ALCが外壁材として出荷されるときには塗装によって水が浸み込まないように仕上げられていますが、ほかの外壁材と同様に、
塗装による防水性は年数が経てば効果は減少します。前述したようにALCには気泡がたくさん含まれますから、
塗膜の保護を失うと水が染み込みやすくなってしまうのです。ALC外壁と言っても、いろいろなメーカーから発売されていて、初めに塗られている塗料のグレードも違います。その耐用年数によって異なりますが、
新築してから初回の塗装は、だいたい10~15年が目安です。塗膜の劣化は段階的に起こり、
初期症状とも言えるのが「色褪せ」です。緊急性はないものの、塗膜の劣化が始まったサインということです。
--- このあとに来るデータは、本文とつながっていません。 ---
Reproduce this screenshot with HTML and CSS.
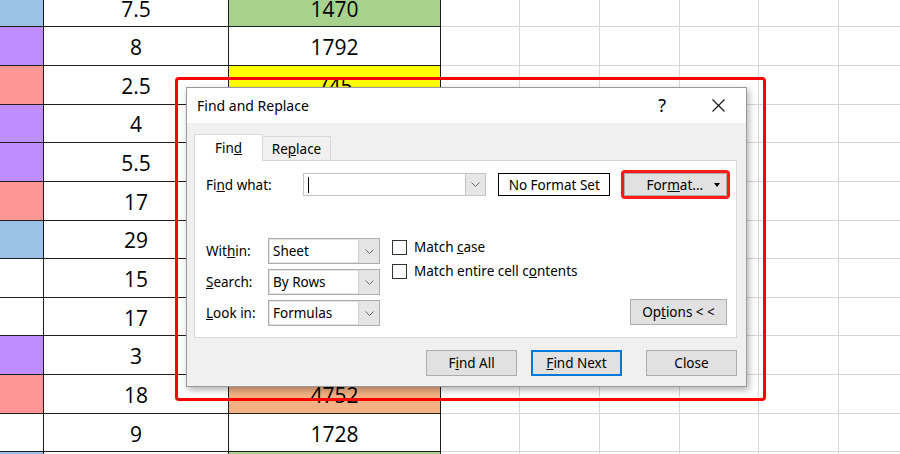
FILE: index.html
```html
<!DOCTYPE html>
<html lang="en">
<head>
    <meta charset="UTF-8">
    <meta name="viewport" content="width=device-width, initial-scale=1.0">
    <title>Find and Replace</title>
    <link rel="stylesheet" href="styles.css">
</head>
<body>

<div class="sheet">
    <!-- row 1 -->
    <div class="cell dark blue"></div><div class="cell dark">7.5</div><div class="cell dark green">1470</div>
    <div class="cell"></div><div class="cell"></div><div class="cell"></div><div class="cell"></div><div class="cell"></div><div class="cell"></div>
    <!-- row 2 -->
    <div class="cell dark purple"></div><div class="cell dark">8</div><div class="cell dark">1792</div>
    <div class="cell"></div><div class="cell"></div><div class="cell"></div><div class="cell"></div><div class="cell"></div><div class="cell"></div>
    <!-- row 3 -->
    <div class="cell dark salmon"></div><div class="cell dark">2.5</div><div class="cell dark yellow">745</div>
    <div class="cell"></div><div class="cell"></div><div class="cell"></div><div class="cell"></div><div class="cell"></div><div class="cell"></div>
    <!-- row 4 -->
    <div class="cell dark purple"></div><div class="cell dark">4</div><div class="cell dark"></div>
    <div class="cell"></div><div class="cell"></div><div class="cell"></div><div class="cell"></div><div class="cell"></div><div class="cell"></div>
    <!-- row 5 -->
    <div class="cell dark purple"></div><div class="cell dark">5.5</div><div class="cell dark"></div>
    <div class="cell"></div><div class="cell"></div><div class="cell"></div><div class="cell"></div><div class="cell"></div><div class="cell"></div>
    <!-- row 6 -->
    <div class="cell dark salmon"></div><div class="cell dark">17</div><div class="cell dark"></div>
    <div class="cell"></div><div class="cell"></div><div class="cell"></div><div class="cell"></div><div class="cell"></div><div class="cell"></div>
    <!-- row 7 -->
    <div class="cell dark blue"></div><div class="cell dark">29</div><div class="cell dark"></div>
    <div class="cell"></div><div class="cell"></div><div class="cell"></div><div class="cell"></div><div class="cell"></div><div class="cell"></div>
    <!-- row 8 -->
    <div class="cell dark"></div><div class="cell dark">15</div><div class="cell dark"></div>
    <div class="cell"></div><div class="cell"></div><div class="cell"></div><div class="cell"></div><div class="cell"></div><div class="cell"></div>
    <!-- row 9 -->
    <div class="cell dark"></div><div class="cell dark">17</div><div class="cell dark"></div>
    <div class="cell"></div><div class="cell"></div><div class="cell"></div><div class="cell"></div><div class="cell"></div><div class="cell"></div>
    <!-- row 10 -->
    <div class="cell dark purple"></div><div class="cell dark">3</div><div class="cell dark"></div>
    <div class="cell"></div><div class="cell"></div><div class="cell"></div><div class="cell"></div><div class="cell"></div><div class="cell"></div>
    <!-- row 11 -->
    <div class="cell dark salmon"></div><div class="cell dark">18</div><div class="cell dark orange">4752</div>
    <div class="cell"></div><div class="cell"></div><div class="cell"></div><div class="cell"></div><div class="cell"></div><div class="cell"></div>
    <!-- row 12 -->
    <div class="cell dark"></div><div class="cell dark">9</div><div class="cell dark">1728</div>
    <div class="cell"></div><div class="cell"></div><div class="cell"></div><div class="cell"></div><div class="cell"></div><div class="cell"></div>
    <!-- row 13 -->
    <div class="cell dark blue"></div><div class="cell dark"></div><div class="cell dark green"></div>
    <div class="cell"></div><div class="cell"></div><div class="cell"></div><div class="cell"></div><div class="cell"></div><div class="cell"></div>
</div>

<!-- red highlight around the dialog -->
<div class="frame"></div>

<div class="dialog">
    <div class="titlebar">
        <span class="title">Find and Replace</span>
        <span class="help">?</span>
        <svg class="close" width="13" height="13" viewBox="0 0 13 13">
            <path d="M0.5 0.5L12.5 12.5M12.5 0.5L0.5 12.5" stroke="#1a1a1a" stroke-width="1.2" fill="none"/>
        </svg>
    </div>

    <div class="body">
        <div class="tabs">
            <div class="tab active"><span>Fin<u>d</u></span></div>
            <div class="tab"><span>Re<u>p</u>lace</span></div>
        </div>

        <div class="panel">
            <div class="find-row">
                <span class="label find-label">Fi<u>n</u>d what:</span>
                <div class="combo find-combo">
                    <span class="caret"></span>
                    <span class="drop">
                        <svg width="9" height="5" viewBox="0 0 9 5"><path d="M0.5 0.5L4.5 4.5L8.5 0.5" stroke="#6b6b6b" fill="none"/></svg>
                    </span>
                </div>
                <div class="format-set">No Format Set</div>
                <div class="button format">
                    <span>For<u>m</u>at...</span>
                    <span class="arrow"></span>
                </div>
            </div>

            <div class="options">
                <div class="fields">
                    <div class="field">
                        <span class="label">Wit<u>h</u>in:</span>
                        <div class="combo select">
                            <span class="value">Sheet</span>
                            <span class="drop">
                                <svg width="9" height="5" viewBox="0 0 9 5"><path d="M0.5 0.5L4.5 4.5L8.5 0.5" stroke="#6b6b6b" fill="none"/></svg>
                            </span>
                        </div>
                    </div>
                    <div class="field">
                        <span class="label"><u>S</u>earch:</span>
                        <div class="combo select">
                            <span class="value">By Rows</span>
                            <span class="drop">
                                <svg width="9" height="5" viewBox="0 0 9 5"><path d="M0.5 0.5L4.5 4.5L8.5 0.5" stroke="#6b6b6b" fill="none"/></svg>
                            </span>
                        </div>
                    </div>
                    <div class="field">
                        <span class="label"><u>L</u>ook in:</span>
                        <div class="combo select">
                            <span class="value">Formulas</span>
                            <span class="drop">
                                <svg width="9" height="5" viewBox="0 0 9 5"><path d="M0.5 0.5L4.5 4.5L8.5 0.5" stroke="#6b6b6b" fill="none"/></svg>
                            </span>
                        </div>
                    </div>
                </div>

                <div class="checks">
                    <div class="check"><span class="box"></span><span>Match <u>c</u>ase</span></div>
                    <div class="check"><span class="box"></span><span>Match entire cell c<u>o</u>ntents</span></div>
                </div>

                <div class="button options-btn"><span>Op<u>t</u>ions &lt; &lt;</span></div>
            </div>
        </div>

        <div class="actions">
            <div class="button"><span>F<u>i</u>nd All</span></div>
            <div class="button default"><span><u>F</u>ind Next</span></div>
            <div class="button">Close</div>
        </div>
    </div>
</div>

</body>
</html>
```

FILE: styles.css
```css
body {
    margin: 0;
    width: 900px;
    height: 454px;
    overflow: hidden;
    background: #fff;
    position: relative;
}

/* spreadsheet behind the dialog */
.sheet {
    display: grid;
    grid-template-columns: 44px 185px 212px 79px 80px 80px 79px 80px 80px;
    grid-auto-rows: 38.65px;
    margin-top: -11.3px;
    font-family: "Open Sans", sans-serif;
    font-size: 21px;
    line-height: 15px;
    color: #000;
}
.cell {
    box-sizing: border-box;
    border-right: 1px solid #d6d6d6;
    border-bottom: 1px solid #d6d6d6;
    display: flex;
    justify-content: center;
    align-items: center;
    padding-top: 3px;
}
.cell.dark {
    border-color: #1e1e1e;
}
.blue { background-color: #9bc2e6; }
.purple { background-color: #c08dff; }
.salmon { background-color: #ff9696; }
.green { background-color: #a9d18e; }
.yellow { background-color: #ffff00; }
.orange { background-color: #f4b183; }

.frame {
    position: absolute;
    left: 175px;
    top: 77px;
    width: 591px;
    height: 324px;
    box-sizing: border-box;
    border: 3px solid #ff0000;
    border-radius: 4px;
}

/* dialog */
.dialog {
    position: absolute;
    left: 186px;
    top: 87px;
    width: 561px;
    height: 300px;
    box-sizing: border-box;
    border: 1px solid #9a9a9a;
    background: #f0f0f0;
    box-shadow: 2px 3px 7px rgba(0, 0, 0, 0.3);
    font-family: "Noto Sans", sans-serif;
    font-size: 13.5px;
    color: #000;
}
.titlebar {
    height: 35px;
    background: #fff;
    display: flex;
    align-items: center;
    padding-left: 10px;
}
.title {
    font-size: 14px;
}
.help {
    margin-left: auto;
    font-size: 18px;
    line-height: 18px;
    margin-top: -1px;
}
.close {
    margin-left: 46px;
    margin-right: 21px;
}

.body {
    padding: 11px 9px 0 7px;
}
.tabs {
    display: flex;
    align-items: flex-end;
    height: 26px;
}
.tab {
    box-sizing: border-box;
    width: 69px;
    height: 24px;
    margin-left: -1px;
    border: 1px solid #d9d9d9;
    border-bottom: none;
    background: #f0f0f0;
    display: flex;
    justify-content: center;
    align-items: center;
}
.tab.active {
    margin-left: 0;
    height: 27px;
    margin-bottom: -1px;
    background: #fff;
    position: relative;
    z-index: 1;
}

.panel {
    box-sizing: border-box;
    height: 178px;
    background: #fff;
    border: 1px solid #d9d9d9;
    padding: 12px 9px 0 11px;
}
.find-row {
    display: flex;
    align-items: center;
    height: 23px;
}
.label {
    width: 62px;
    flex-shrink: 0;
}
.find-label {
    width: 97px;
}
.combo {
    box-sizing: border-box;
    display: flex;
    align-items: center;
    background: #fff;
}
.find-combo {
    width: 184px;
    height: 23px;
    border: 1px solid #c4c4c4;
}
.caret {
    width: 1px;
    height: 16px;
    margin-left: 4px;
    background: #000;
}
.drop {
    margin-left: auto;
    width: 20px;
    align-self: stretch;
    box-sizing: border-box;
    border-left: 1px solid #c4c4c4;
    background: #e6e6e6;
    display: flex;
    justify-content: center;
    align-items: center;
}
.format-set {
    box-sizing: border-box;
    width: 113px;
    height: 23px;
    margin-left: 12px;
    border: 1px solid #000;
    display: flex;
    justify-content: center;
    align-items: center;
}

.button {
    box-sizing: border-box;
    width: 91px;
    height: 26px;
    background: #e1e1e1;
    border: 1px solid #adadad;
    display: flex;
    justify-content: center;
    align-items: center;
}
.format {
    width: 103px;
    height: 23px;
    margin-left: 14px;
    justify-content: flex-start;
    padding-left: 21px;
    border-radius: 1px;
    outline: 3px solid #ff1a1a;
    outline-offset: 0;
}
.arrow {
    margin-left: auto;
    margin-right: 6px;
    width: 0;
    height: 0;
    border-left: 3px solid transparent;
    border-right: 3px solid transparent;
    border-top: 4px solid #000;
}

.options {
    display: flex;
    margin-top: 42px;
}
.fields {
    display: flex;
    flex-direction: column;
    gap: 5px;
}
.field {
    display: flex;
    align-items: center;
}
.select {
    width: 112px;
    height: 26px;
    border: 1px solid #adadad;
    box-shadow: inset 0 0 0 1px #e4e4e4;
}
.select .drop {
    width: 21px;
    border-left-color: #d0d0d0;
    background: #e5e5e5;
}
.value {
    padding-left: 4px;
}

.checks {
    margin-left: 12px;
    margin-top: -3px;
}
.check {
    display: flex;
    align-items: center;
    height: 24px;
}
.box {
    box-sizing: border-box;
    width: 15px;
    height: 15px;
    border: 1px solid #333;
    background: #fff;
    margin-right: 7px;
}

.options-btn {
    width: 97px;
    margin-left: auto;
    align-self: flex-end;
    margin-bottom: 1px;
}

.actions {
    display: flex;
    justify-content: flex-end;
    margin-top: 12px;
}
.actions .button {
    margin-left: 14px;
}
.actions .button:last-child {
    margin-left: 24px;
}
.button.default {
    border: 2px solid #0078d7;
}
```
さらに塗膜が傷んでくると外壁表面に白い粉が出る「チョーキング」が発生します。チョーキングが見られたら、早めの塗装が必要なタイミングと言えるでしょう。
また、環境に左右されますが、
汚れや藻がつくようになるのも塗装時期の目安です。塗装の防水効果が衰えてくる時期は、地域の気候や建物の周辺環境など「どんな環境下にあるか」で違います。
環境によっては、平均的な塗装タイミングよりも早くメンテナンスしなければならないこともあるでしょう。塗膜の劣化はクラックに比べ分かりにくいので気づかないうちにALCが徐々に水を吸っているかもしれません。ある日突然目に見える症状として現れることもあるので注意が必要です。
外壁表面の劣化はもちろん、素材自体の強度が弱くなっている可能性もあるのです。